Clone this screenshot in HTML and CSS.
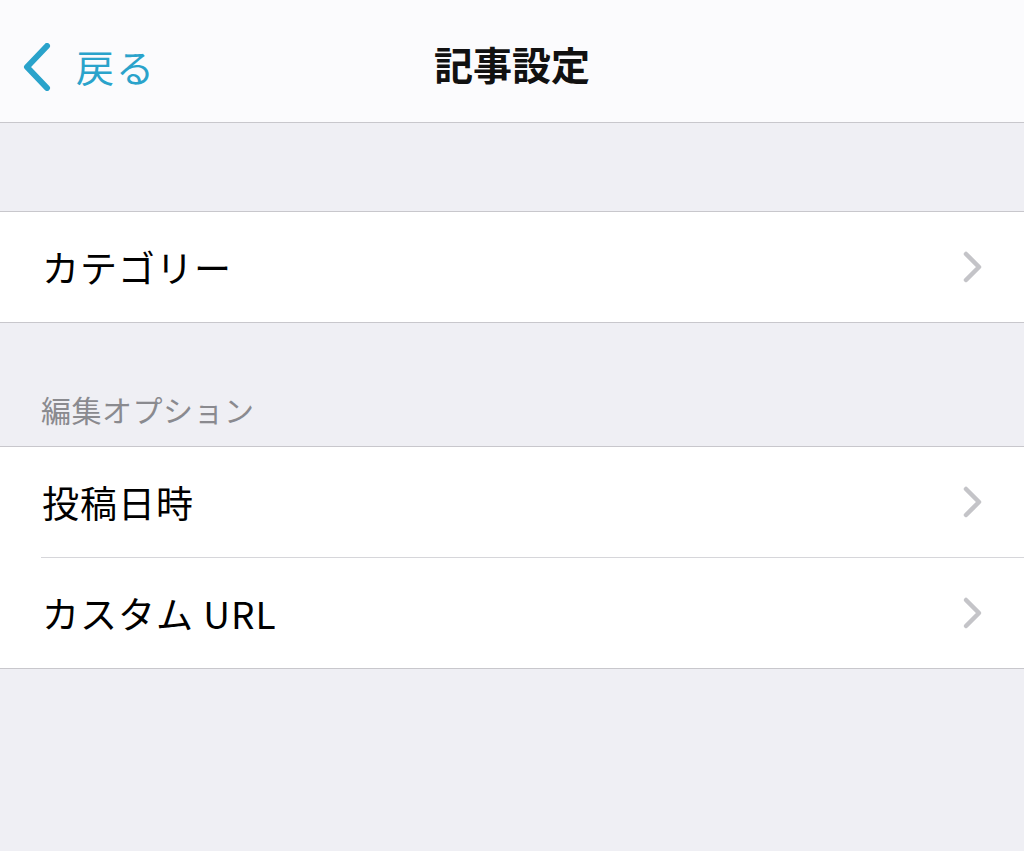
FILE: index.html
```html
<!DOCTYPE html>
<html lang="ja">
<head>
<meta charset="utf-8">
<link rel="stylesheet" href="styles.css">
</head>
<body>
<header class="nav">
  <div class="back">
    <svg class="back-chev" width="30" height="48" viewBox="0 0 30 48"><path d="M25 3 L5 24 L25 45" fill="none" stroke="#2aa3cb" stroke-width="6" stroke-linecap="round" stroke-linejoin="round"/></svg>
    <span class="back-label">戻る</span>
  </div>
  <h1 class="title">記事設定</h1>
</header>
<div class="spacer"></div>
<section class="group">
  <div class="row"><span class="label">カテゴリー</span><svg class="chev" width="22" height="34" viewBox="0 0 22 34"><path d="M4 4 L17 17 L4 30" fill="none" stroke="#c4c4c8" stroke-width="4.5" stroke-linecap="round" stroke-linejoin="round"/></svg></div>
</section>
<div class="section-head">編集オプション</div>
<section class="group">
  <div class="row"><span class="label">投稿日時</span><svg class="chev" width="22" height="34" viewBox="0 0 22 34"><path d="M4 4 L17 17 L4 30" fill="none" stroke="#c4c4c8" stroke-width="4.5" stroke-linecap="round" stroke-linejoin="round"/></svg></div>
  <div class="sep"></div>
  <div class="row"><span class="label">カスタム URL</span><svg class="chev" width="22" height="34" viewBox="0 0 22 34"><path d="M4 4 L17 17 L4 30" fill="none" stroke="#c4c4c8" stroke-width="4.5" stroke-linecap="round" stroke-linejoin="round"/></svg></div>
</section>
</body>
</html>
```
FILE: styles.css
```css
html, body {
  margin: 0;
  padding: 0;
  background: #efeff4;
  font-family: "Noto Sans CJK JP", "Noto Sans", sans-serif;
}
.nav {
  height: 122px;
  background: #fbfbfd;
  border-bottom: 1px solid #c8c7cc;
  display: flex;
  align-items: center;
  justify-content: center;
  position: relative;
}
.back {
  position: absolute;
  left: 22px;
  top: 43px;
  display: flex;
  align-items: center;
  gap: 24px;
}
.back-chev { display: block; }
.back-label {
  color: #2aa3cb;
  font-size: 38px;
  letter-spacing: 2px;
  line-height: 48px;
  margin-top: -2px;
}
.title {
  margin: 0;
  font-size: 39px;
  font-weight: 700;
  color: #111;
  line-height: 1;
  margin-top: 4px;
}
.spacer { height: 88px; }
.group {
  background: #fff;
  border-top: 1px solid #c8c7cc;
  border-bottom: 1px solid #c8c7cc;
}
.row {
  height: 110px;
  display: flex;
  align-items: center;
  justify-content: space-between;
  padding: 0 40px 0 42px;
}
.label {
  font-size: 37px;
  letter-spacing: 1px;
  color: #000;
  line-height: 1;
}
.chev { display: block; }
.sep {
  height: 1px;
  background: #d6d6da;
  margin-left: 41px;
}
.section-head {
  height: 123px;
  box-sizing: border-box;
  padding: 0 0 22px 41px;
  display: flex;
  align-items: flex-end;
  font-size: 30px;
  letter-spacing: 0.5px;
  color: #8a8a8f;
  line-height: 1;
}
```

________

- [Given task]:
Reproduce the material in full, word for word, and omit the pictures.

- [Written solution]:
Clone this screenshot in HTML and CSS.
FILE: index.html
```html
<!DOCTYPE html>
<html lang="ja">
<head>
<meta charset="utf-8">
<link rel="stylesheet" href="styles.css">
</head>
<body>
<header class="nav">
  <div class="back">
    <svg class="back-chev" width="30" height="48" viewBox="0 0 30 48"><path d="M25 3 L5 24 L25 45" fill="none" stroke="#2aa3cb" stroke-width="6" stroke-linecap="round" stroke-linejoin="round"/></svg>
    <span class="back-label">戻る</span>
  </div>
  <h1 class="title">記事設定</h1>
</header>
<div class="spacer"></div>
<section class="group">
  <div class="row"><span class="label">カテゴリー</span><svg class="chev" width="22" height="34" viewBox="0 0 22 34"><path d="M4 4 L17 17 L4 30" fill="none" stroke="#c4c4c8" stroke-width="4.5" stroke-linecap="round" stroke-linejoin="round"/></svg></div>
</section>
<div class="section-head">編集オプション</div>
<section class="group">
  <div class="row"><span class="label">投稿日時</span><svg class="chev" width="22" height="34" viewBox="0 0 22 34"><path d="M4 4 L17 17 L4 30" fill="none" stroke="#c4c4c8" stroke-width="4.5" stroke-linecap="round" stroke-linejoin="round"/></svg></div>
  <div class="sep"></div>
  <div class="row"><span class="label">カスタム URL</span><svg class="chev" width="22" height="34" viewBox="0 0 22 34"><path d="M4 4 L17 17 L4 30" fill="none" stroke="#c4c4c8" stroke-width="4.5" stroke-linecap="round" stroke-linejoin="round"/></svg></div>
</section>
</body>
</html>
```
FILE: styles.css
```css
html, body {
  margin: 0;
  padding: 0;
  background: #efeff4;
  font-family: "Noto Sans CJK JP", "Noto Sans", sans-serif;
}
.nav {
  height: 122px;
  background: #fbfbfd;
  border-bottom: 1px solid #c8c7cc;
  display: flex;
  align-items: center;
  justify-content: center;
  position: relative;
}
.back {
  position: absolute;
  left: 22px;
  top: 43px;
  display: flex;
  align-items: center;
  gap: 24px;
}
.back-chev { display: block; }
.back-label {
  color: #2aa3cb;
  font-size: 38px;
  letter-spacing: 2px;
  line-height: 48px;
  margin-top: -2px;
}
.title {
  margin: 0;
  font-size: 39px;
  font-weight: 700;
  color: #111;
  line-height: 1;
  margin-top: 4px;
}
.spacer { height: 88px; }
.group {
  background: #fff;
  border-top: 1px solid #c8c7cc;
  border-bottom: 1px solid #c8c7cc;
}
.row {
  height: 110px;
  display: flex;
  align-items: center;
  justify-content: space-between;
  padding: 0 40px 0 42px;
}
.label {
  font-size: 37px;
  letter-spacing: 1px;
  color: #000;
  line-height: 1;
}
.chev { display: block; }
.sep {
  height: 1px;
  background: #d6d6da;
  margin-left: 41px;
}
.section-head {
  height: 123px;
  box-sizing: border-box;
  padding: 0 0 22px 41px;
  display: flex;
  align-items: flex-end;
  font-size: 30px;
  letter-spacing: 0.5px;
  color: #8a8a8f;
  line-height: 1;
}
```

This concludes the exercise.